_Input records_
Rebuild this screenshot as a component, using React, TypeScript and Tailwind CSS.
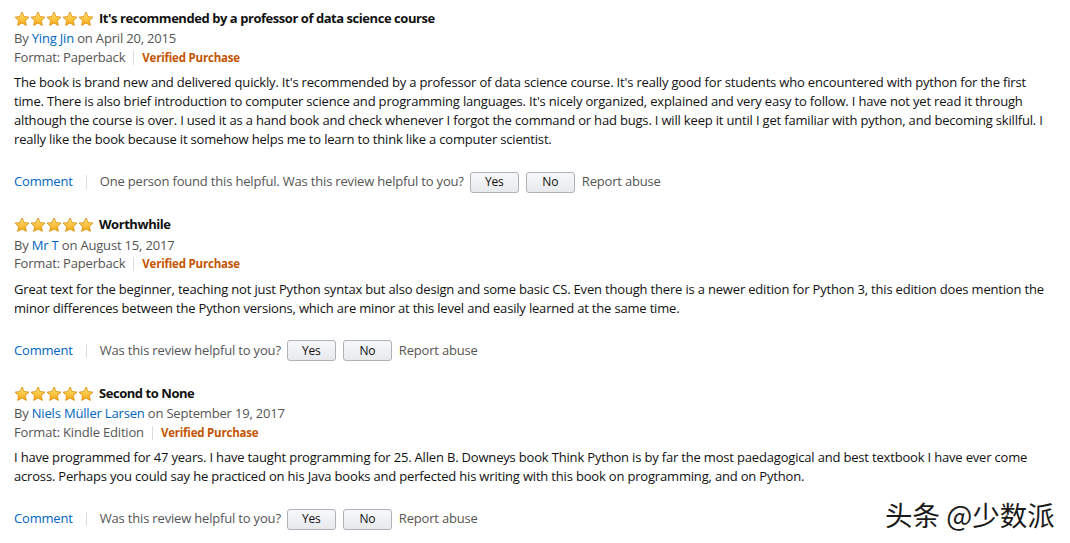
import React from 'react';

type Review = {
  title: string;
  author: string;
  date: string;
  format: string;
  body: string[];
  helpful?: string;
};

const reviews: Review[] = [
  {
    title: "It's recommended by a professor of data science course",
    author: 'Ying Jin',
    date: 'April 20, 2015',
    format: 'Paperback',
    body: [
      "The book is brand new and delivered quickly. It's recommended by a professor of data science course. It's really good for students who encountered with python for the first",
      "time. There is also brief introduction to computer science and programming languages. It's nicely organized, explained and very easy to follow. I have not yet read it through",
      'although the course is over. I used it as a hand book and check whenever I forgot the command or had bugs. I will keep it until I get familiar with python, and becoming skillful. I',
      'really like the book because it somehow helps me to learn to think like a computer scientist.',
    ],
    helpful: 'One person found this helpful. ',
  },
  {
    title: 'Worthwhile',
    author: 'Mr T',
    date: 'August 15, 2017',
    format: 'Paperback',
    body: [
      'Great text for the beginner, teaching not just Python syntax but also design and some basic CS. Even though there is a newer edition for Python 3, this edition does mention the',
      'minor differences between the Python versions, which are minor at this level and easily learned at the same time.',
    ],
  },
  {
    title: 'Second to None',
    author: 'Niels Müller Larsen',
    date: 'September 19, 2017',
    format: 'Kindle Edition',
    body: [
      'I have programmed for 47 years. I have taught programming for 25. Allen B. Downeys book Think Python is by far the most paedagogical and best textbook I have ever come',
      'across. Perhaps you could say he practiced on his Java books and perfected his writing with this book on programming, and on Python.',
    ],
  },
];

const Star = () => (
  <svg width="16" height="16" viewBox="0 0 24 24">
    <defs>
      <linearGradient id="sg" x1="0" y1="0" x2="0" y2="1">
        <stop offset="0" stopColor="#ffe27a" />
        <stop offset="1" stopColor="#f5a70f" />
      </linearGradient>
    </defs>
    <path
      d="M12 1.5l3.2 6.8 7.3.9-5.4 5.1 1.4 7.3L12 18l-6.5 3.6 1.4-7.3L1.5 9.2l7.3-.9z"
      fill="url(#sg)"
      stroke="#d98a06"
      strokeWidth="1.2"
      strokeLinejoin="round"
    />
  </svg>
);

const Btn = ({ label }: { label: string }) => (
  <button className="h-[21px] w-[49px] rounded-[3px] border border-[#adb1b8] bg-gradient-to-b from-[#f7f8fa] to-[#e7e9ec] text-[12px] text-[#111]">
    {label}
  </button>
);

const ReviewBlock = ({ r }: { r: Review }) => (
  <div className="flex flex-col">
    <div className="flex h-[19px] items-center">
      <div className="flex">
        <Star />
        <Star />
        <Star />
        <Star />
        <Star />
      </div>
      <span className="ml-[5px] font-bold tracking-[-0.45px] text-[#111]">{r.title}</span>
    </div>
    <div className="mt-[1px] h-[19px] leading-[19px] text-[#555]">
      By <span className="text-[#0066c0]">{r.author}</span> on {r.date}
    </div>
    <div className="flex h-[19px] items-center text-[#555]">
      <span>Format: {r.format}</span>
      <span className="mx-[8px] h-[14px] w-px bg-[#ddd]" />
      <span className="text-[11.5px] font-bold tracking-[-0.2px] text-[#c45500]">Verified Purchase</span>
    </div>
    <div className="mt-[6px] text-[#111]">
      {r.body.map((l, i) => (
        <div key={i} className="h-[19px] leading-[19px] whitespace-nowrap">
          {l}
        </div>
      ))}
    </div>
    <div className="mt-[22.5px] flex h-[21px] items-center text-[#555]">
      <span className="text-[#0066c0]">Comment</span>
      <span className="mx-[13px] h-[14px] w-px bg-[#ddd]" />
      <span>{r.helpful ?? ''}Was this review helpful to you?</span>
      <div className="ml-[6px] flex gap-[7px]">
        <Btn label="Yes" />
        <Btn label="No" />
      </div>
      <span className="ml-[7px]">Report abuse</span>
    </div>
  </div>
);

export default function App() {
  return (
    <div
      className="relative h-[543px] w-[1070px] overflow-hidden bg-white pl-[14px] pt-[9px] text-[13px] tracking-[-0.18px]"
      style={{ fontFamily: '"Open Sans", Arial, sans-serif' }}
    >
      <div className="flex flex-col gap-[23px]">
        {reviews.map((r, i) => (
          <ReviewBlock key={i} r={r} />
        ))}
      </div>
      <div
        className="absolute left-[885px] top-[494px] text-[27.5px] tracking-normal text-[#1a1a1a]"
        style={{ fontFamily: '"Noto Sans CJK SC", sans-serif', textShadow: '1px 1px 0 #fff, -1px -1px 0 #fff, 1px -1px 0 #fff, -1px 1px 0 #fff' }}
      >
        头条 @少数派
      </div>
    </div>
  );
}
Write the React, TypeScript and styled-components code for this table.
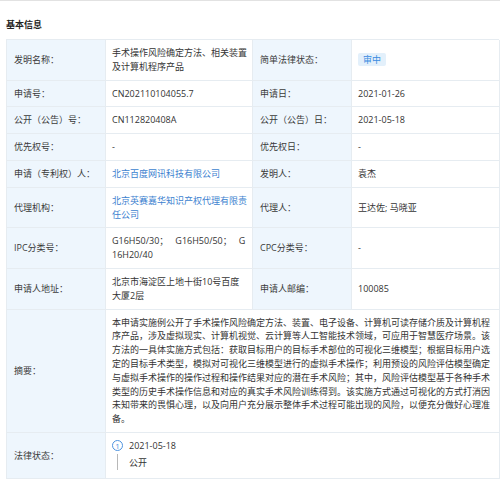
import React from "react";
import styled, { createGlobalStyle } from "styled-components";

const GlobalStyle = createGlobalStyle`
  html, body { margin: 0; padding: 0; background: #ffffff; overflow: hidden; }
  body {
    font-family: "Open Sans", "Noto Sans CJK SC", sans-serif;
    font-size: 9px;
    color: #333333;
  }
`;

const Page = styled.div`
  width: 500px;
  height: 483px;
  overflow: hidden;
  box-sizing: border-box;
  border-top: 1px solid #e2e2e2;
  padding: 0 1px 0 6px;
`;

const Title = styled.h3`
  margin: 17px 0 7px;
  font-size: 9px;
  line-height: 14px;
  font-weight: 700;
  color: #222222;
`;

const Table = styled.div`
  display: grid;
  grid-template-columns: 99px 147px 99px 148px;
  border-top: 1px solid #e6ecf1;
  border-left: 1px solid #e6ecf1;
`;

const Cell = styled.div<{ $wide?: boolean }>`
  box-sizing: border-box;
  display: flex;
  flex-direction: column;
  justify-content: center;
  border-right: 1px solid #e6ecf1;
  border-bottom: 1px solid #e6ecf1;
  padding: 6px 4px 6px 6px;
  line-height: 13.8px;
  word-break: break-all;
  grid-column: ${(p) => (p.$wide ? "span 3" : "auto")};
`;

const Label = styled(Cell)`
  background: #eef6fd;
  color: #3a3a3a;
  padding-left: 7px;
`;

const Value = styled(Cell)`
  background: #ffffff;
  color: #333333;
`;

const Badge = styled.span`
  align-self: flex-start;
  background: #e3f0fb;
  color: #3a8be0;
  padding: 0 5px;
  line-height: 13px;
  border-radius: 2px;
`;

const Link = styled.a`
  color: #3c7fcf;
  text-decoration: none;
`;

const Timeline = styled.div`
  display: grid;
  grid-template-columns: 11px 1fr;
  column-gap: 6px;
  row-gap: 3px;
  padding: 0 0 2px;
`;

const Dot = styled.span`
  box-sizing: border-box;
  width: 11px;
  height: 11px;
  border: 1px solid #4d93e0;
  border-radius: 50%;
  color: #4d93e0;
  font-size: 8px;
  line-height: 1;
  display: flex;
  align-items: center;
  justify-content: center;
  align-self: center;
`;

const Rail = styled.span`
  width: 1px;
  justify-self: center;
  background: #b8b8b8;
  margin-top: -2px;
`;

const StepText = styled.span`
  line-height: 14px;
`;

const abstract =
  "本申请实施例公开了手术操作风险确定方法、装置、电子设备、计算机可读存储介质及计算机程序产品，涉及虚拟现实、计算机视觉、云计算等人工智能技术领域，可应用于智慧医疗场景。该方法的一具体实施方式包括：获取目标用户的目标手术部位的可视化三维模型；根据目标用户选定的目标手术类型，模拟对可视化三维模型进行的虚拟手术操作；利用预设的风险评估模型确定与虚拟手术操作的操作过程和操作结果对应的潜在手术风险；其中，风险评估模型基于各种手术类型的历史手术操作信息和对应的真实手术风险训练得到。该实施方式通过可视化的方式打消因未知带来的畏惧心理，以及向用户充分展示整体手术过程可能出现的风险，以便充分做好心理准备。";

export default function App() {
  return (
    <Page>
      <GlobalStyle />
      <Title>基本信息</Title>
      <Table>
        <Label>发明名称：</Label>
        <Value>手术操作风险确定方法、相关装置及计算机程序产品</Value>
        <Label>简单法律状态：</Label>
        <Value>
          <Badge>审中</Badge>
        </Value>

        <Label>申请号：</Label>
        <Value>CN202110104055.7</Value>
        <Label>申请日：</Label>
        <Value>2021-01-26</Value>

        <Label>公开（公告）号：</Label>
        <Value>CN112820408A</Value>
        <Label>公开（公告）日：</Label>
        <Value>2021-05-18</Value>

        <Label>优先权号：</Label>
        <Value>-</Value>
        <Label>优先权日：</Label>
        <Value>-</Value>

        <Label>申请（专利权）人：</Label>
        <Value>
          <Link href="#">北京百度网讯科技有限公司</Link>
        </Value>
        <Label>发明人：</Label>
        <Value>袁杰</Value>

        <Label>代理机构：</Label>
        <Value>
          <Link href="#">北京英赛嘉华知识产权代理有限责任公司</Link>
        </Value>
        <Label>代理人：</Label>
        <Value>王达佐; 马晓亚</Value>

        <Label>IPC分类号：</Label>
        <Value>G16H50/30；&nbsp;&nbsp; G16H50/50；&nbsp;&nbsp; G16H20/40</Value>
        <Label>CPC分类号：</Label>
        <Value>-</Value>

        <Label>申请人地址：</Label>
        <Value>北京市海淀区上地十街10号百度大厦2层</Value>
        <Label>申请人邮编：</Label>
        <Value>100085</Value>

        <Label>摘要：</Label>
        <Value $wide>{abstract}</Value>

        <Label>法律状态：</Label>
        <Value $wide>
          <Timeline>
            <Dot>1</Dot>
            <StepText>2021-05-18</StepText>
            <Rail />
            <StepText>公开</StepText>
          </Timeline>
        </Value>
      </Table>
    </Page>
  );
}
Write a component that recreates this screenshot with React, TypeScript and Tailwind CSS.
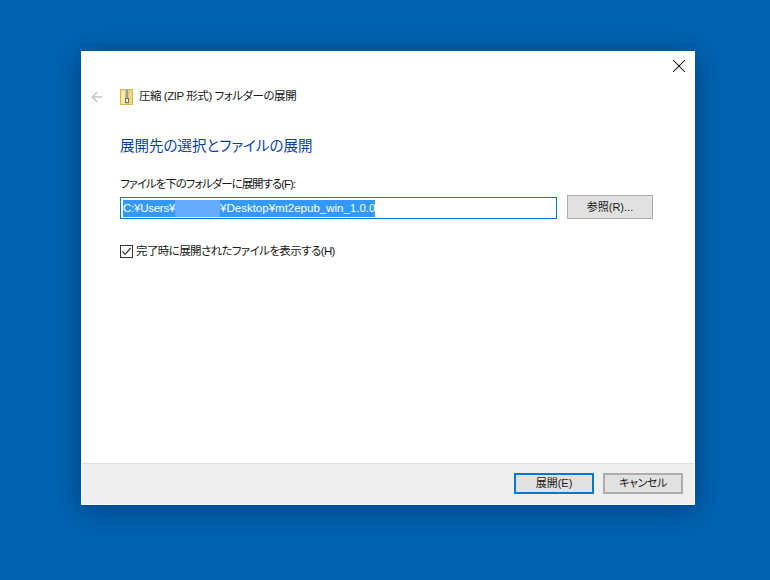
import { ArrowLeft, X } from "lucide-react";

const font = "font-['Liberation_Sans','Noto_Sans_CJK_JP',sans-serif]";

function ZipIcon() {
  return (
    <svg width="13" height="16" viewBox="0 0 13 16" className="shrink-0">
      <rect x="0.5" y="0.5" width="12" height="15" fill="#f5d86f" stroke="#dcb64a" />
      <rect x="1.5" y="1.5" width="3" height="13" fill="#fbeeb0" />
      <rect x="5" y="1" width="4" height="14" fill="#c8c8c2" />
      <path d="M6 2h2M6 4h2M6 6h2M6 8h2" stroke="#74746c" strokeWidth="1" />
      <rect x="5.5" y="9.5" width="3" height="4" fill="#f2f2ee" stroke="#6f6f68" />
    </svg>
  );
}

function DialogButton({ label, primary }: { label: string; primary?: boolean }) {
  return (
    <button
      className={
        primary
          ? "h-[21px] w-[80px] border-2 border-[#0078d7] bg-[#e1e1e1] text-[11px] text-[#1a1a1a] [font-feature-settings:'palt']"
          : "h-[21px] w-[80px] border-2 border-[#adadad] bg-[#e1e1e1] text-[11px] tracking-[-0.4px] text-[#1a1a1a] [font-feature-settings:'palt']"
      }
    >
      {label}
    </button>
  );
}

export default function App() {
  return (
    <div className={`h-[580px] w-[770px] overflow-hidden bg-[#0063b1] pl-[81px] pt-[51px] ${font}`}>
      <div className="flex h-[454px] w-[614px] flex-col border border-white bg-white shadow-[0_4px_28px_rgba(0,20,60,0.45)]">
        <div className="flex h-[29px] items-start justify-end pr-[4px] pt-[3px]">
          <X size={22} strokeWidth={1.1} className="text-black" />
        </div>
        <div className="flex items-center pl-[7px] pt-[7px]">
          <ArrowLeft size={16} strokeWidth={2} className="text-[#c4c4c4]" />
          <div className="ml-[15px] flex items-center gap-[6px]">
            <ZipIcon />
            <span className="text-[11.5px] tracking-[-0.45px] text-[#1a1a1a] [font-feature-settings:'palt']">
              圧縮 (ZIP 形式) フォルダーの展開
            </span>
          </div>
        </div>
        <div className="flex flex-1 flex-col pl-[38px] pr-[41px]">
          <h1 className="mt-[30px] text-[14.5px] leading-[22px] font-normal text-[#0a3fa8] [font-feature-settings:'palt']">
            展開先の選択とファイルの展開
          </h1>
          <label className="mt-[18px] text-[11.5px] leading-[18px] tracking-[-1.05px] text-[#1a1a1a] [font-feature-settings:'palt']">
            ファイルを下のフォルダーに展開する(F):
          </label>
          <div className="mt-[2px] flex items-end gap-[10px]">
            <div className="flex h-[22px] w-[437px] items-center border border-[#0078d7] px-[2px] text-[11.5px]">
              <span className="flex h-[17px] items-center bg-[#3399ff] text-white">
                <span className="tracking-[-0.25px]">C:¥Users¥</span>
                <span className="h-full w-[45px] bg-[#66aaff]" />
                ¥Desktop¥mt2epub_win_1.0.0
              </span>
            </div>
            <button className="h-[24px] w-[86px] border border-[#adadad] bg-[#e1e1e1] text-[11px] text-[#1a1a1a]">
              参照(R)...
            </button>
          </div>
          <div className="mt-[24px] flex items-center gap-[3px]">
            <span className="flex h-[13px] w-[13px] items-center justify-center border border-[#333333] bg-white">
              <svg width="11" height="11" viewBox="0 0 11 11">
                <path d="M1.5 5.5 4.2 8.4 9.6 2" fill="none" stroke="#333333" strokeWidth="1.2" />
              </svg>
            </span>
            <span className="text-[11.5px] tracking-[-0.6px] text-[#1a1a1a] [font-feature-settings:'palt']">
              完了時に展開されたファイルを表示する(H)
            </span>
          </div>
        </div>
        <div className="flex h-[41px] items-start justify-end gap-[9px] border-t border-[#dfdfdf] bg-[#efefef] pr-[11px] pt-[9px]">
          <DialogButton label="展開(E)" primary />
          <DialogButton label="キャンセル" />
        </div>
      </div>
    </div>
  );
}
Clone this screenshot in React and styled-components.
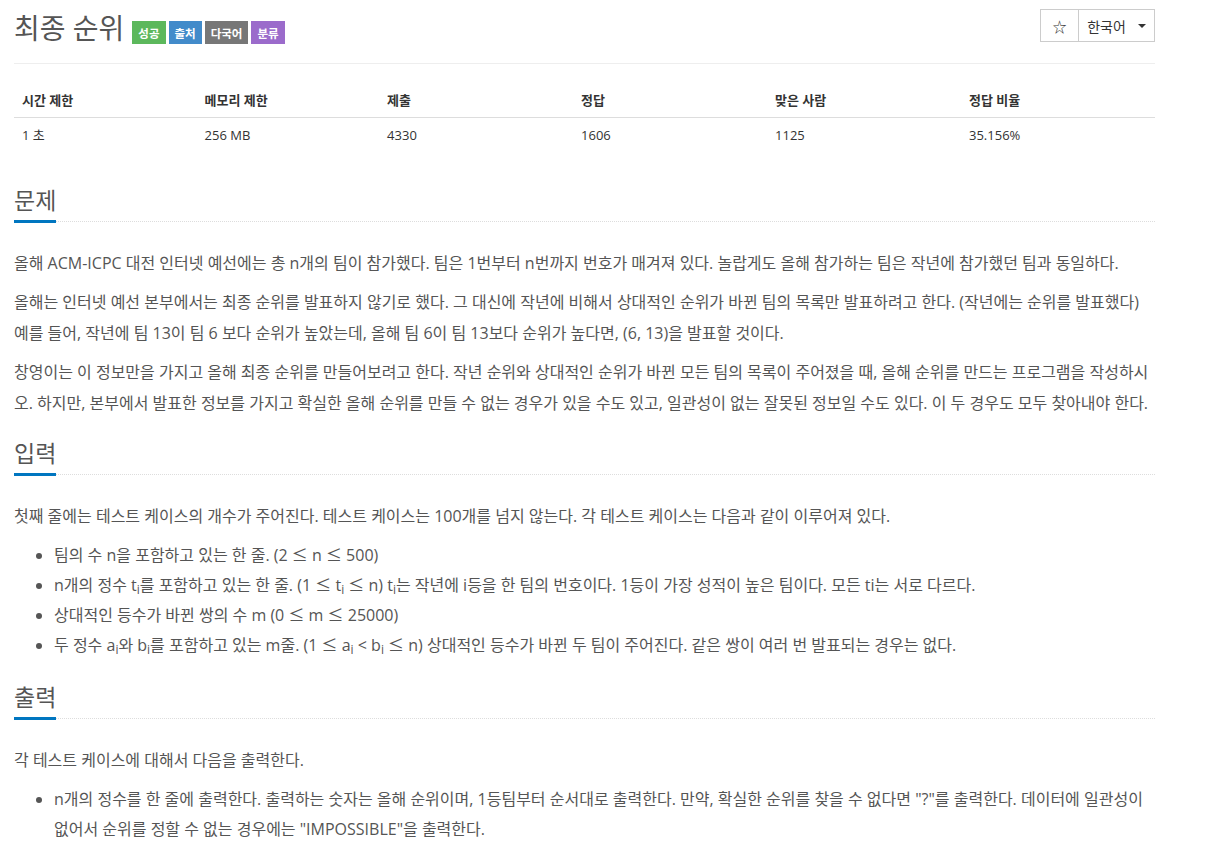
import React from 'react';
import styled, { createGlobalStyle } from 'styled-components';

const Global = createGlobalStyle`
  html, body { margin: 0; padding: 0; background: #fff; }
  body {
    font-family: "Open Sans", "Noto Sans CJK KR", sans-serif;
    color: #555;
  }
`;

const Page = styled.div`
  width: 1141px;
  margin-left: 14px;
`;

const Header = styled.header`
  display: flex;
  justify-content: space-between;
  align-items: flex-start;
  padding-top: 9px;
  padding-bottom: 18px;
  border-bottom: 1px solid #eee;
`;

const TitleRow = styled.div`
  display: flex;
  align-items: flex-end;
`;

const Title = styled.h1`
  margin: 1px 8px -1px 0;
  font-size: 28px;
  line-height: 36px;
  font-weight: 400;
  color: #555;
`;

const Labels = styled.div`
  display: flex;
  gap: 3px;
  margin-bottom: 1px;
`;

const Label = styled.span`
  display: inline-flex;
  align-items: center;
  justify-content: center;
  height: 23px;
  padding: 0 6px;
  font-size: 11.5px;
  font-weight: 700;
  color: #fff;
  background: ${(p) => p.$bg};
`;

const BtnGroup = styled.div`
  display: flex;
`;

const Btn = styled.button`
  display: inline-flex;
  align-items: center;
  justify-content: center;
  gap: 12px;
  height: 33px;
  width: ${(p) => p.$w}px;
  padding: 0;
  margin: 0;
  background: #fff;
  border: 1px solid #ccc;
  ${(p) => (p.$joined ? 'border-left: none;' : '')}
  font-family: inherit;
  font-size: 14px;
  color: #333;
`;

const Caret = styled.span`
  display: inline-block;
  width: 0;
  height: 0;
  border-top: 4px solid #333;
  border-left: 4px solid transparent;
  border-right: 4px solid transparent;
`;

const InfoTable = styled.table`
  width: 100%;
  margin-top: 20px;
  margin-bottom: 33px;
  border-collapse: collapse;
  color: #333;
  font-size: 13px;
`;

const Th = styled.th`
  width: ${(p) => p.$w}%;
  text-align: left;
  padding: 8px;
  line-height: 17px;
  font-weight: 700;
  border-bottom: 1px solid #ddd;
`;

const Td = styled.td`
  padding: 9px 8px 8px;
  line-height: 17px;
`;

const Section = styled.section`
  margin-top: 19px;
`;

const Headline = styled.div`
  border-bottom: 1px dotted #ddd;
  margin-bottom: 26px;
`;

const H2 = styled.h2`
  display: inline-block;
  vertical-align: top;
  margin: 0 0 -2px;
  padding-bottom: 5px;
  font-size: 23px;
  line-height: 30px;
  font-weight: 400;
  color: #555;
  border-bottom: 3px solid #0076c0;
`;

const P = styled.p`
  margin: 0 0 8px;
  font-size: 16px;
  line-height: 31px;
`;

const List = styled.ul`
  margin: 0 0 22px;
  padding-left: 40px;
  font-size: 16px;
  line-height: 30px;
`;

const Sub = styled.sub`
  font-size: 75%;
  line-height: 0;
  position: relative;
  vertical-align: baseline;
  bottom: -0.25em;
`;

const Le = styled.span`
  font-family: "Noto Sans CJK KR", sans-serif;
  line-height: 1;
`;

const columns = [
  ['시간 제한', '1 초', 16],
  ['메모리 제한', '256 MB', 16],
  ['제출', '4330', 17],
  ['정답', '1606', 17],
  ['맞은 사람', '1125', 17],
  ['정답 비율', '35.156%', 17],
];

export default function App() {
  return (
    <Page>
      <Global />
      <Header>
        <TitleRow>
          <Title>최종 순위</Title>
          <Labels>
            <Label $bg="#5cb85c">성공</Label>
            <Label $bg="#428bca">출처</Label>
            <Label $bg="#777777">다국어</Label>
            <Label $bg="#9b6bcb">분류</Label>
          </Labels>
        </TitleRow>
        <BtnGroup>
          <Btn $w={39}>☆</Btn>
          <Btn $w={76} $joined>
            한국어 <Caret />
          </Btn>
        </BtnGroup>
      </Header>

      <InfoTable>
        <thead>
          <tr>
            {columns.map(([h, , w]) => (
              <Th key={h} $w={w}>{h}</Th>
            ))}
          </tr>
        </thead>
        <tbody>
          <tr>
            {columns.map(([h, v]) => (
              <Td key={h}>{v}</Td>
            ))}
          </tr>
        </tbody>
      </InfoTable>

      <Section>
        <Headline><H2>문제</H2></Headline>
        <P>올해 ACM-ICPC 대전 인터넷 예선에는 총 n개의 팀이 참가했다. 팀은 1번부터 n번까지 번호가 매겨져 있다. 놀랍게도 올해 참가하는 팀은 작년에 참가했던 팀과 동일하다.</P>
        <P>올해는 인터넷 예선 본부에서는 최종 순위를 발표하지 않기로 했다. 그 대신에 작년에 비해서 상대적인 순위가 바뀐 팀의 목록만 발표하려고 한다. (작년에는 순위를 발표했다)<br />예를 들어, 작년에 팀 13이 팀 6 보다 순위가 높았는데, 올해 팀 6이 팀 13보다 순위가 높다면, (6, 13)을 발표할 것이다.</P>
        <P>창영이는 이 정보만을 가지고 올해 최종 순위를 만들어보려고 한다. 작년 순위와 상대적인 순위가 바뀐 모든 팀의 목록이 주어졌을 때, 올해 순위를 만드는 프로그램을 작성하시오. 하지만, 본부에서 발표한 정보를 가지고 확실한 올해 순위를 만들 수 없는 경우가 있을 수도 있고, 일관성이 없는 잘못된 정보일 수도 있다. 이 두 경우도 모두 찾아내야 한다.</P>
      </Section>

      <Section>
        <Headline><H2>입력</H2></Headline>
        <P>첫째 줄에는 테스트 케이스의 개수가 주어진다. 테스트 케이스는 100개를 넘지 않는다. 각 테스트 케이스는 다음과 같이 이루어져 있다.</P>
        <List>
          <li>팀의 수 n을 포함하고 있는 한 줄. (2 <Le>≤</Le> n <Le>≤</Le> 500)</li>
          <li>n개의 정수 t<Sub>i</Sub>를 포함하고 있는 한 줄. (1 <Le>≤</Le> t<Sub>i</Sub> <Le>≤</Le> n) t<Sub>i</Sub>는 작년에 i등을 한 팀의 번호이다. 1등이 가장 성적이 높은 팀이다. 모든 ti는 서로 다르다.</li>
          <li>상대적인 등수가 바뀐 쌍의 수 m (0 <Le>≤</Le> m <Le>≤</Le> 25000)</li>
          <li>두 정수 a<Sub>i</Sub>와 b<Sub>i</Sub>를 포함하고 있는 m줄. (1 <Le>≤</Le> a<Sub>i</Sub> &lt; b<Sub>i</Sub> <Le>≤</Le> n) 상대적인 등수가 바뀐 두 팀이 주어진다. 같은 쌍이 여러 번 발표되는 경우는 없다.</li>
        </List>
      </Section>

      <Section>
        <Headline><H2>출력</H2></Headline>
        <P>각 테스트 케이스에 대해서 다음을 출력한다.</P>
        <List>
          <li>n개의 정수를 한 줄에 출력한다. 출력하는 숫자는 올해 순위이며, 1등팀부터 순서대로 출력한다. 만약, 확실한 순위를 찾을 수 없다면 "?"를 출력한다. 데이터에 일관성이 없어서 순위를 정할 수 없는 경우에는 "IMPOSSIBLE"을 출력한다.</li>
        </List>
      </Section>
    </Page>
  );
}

_The task_
State how many lines above contain the string "Tailwind", with no other words.

_Complete answer_
2